#### Exercise:
From the line that has "Clone this screenshot" down to the final line of the listing below, transcribe every line exactly, and only those.

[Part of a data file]
-- START --

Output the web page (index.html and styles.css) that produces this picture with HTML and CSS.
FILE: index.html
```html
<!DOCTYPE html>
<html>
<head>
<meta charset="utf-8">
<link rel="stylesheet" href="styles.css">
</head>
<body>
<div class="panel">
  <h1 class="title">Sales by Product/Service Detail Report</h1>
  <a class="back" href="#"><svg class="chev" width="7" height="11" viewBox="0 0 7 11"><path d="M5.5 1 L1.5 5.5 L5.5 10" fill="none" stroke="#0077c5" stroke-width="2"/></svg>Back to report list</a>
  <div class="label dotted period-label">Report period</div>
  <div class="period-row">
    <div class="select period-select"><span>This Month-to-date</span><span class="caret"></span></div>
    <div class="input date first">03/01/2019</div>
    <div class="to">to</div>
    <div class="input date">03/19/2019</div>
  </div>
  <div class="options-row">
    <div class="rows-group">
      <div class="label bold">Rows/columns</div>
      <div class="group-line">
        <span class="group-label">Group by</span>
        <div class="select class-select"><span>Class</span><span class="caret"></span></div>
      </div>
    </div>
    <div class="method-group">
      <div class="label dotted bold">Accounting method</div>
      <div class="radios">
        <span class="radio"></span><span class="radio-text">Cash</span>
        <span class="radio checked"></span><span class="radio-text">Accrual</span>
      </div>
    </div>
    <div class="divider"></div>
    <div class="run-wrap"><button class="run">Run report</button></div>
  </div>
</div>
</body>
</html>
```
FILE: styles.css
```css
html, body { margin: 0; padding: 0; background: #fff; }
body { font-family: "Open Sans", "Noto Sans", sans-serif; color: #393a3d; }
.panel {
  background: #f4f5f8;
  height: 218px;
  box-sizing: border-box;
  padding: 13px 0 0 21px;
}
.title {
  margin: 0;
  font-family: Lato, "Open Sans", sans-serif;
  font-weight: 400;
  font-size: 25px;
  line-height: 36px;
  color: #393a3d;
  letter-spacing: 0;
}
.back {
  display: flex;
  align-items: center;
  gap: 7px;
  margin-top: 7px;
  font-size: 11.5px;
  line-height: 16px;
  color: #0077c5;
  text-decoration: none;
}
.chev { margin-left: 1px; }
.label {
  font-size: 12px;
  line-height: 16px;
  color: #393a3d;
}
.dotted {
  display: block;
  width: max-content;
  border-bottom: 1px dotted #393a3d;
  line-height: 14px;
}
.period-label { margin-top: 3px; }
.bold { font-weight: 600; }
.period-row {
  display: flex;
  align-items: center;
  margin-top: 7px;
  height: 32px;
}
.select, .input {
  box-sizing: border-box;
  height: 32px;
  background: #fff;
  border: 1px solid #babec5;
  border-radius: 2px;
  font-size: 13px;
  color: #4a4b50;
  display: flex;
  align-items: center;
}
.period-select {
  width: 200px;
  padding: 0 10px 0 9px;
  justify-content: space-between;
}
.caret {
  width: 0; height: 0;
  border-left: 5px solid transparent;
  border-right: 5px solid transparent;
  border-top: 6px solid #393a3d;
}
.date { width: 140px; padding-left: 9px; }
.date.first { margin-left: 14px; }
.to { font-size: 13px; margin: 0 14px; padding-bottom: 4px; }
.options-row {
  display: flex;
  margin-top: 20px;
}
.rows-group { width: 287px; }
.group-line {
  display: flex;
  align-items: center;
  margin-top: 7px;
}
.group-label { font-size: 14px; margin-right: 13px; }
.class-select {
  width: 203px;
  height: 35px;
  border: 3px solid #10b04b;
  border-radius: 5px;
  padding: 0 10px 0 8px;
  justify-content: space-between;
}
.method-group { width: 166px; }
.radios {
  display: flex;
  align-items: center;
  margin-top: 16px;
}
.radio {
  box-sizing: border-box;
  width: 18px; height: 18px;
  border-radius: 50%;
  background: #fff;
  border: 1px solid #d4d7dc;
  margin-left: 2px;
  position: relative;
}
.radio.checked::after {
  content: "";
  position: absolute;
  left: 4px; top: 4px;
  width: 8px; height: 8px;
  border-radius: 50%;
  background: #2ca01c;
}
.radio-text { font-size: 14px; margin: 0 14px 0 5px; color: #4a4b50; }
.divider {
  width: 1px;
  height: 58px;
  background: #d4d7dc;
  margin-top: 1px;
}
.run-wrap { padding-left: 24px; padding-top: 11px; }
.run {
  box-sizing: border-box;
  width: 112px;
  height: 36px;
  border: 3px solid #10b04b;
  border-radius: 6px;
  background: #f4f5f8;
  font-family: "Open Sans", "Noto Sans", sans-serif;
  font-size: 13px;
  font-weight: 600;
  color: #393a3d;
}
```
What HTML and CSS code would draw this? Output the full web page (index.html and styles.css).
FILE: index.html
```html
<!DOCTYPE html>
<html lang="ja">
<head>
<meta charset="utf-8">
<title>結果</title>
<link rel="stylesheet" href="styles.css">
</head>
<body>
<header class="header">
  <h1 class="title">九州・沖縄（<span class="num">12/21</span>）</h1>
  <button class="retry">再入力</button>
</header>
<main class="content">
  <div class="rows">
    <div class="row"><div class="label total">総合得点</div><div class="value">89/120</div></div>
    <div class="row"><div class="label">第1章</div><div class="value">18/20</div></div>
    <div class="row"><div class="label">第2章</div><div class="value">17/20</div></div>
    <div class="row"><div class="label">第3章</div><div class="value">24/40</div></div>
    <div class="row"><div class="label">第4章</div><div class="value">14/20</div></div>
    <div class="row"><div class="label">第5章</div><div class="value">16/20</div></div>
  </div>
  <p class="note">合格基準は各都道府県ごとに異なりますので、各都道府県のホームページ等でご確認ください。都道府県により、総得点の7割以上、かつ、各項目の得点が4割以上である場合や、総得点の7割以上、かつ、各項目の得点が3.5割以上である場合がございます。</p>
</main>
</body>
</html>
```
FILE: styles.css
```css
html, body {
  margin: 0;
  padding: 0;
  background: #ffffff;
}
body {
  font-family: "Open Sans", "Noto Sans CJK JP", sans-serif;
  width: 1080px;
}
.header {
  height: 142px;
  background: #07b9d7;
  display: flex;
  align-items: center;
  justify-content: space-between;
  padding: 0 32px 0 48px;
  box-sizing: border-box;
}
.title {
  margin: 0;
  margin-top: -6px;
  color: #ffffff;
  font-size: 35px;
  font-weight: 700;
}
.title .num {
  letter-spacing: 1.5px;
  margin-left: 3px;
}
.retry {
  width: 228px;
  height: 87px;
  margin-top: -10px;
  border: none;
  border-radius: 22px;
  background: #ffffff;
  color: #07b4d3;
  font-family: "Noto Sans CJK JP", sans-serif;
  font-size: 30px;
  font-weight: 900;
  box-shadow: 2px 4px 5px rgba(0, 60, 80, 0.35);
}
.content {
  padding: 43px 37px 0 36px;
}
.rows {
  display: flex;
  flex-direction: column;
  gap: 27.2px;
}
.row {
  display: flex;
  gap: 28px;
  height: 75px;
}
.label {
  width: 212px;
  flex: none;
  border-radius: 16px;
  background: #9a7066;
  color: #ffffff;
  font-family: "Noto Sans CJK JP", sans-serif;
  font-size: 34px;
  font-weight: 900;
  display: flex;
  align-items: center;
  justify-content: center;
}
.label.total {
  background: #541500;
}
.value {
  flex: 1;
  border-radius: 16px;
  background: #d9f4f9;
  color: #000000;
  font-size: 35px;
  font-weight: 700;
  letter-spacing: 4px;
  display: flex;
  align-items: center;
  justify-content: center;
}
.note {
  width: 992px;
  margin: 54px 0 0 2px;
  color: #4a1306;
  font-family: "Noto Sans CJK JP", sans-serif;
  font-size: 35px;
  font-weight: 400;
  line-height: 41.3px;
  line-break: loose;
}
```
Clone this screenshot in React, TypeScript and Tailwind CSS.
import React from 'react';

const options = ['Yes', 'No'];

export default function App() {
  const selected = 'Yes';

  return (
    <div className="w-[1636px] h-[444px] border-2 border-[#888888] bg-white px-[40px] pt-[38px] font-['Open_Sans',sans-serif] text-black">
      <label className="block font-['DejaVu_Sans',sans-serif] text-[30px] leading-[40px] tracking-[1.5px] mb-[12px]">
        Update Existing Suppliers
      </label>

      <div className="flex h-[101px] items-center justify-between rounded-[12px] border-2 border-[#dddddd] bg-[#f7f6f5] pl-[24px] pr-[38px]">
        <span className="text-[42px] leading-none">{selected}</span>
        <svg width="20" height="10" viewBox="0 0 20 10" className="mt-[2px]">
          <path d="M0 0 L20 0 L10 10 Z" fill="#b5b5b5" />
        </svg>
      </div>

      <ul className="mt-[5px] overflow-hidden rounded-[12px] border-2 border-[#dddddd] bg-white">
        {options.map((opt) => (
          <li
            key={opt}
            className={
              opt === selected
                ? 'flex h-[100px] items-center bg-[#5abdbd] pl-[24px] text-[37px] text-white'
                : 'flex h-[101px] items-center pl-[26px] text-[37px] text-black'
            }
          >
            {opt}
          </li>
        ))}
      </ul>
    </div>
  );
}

-- END --

#### Task response:
Clone this screenshot in React, TypeScript and Tailwind CSS.
import React from 'react';

const options = ['Yes', 'No'];

export default function App() {
  const selected = 'Yes';

  return (
    <div className="w-[1636px] h-[444px] border-2 border-[#888888] bg-white px-[40px] pt-[38px] font-['Open_Sans',sans-serif] text-black">
      <label className="block font-['DejaVu_Sans',sans-serif] text-[30px] leading-[40px] tracking-[1.5px] mb-[12px]">
        Update Existing Suppliers
      </label>

      <div className="flex h-[101px] items-center justify-between rounded-[12px] border-2 border-[#dddddd] bg-[#f7f6f5] pl-[24px] pr-[38px]">
        <span className="text-[42px] leading-none">{selected}</span>
        <svg width="20" height="10" viewBox="0 0 20 10" className="mt-[2px]">
          <path d="M0 0 L20 0 L10 10 Z" fill="#b5b5b5" />
        </svg>
      </div>

      <ul className="mt-[5px] overflow-hidden rounded-[12px] border-2 border-[#dddddd] bg-white">
        {options.map((opt) => (
          <li
            key={opt}
            className={
              opt === selected
                ? 'flex h-[100px] items-center bg-[#5abdbd] pl-[24px] text-[37px] text-white'
                : 'flex h-[101px] items-center pl-[26px] text-[37px] text-black'
            }
          >
            {opt}
          </li>
        ))}
      </ul>
    </div>
  );
}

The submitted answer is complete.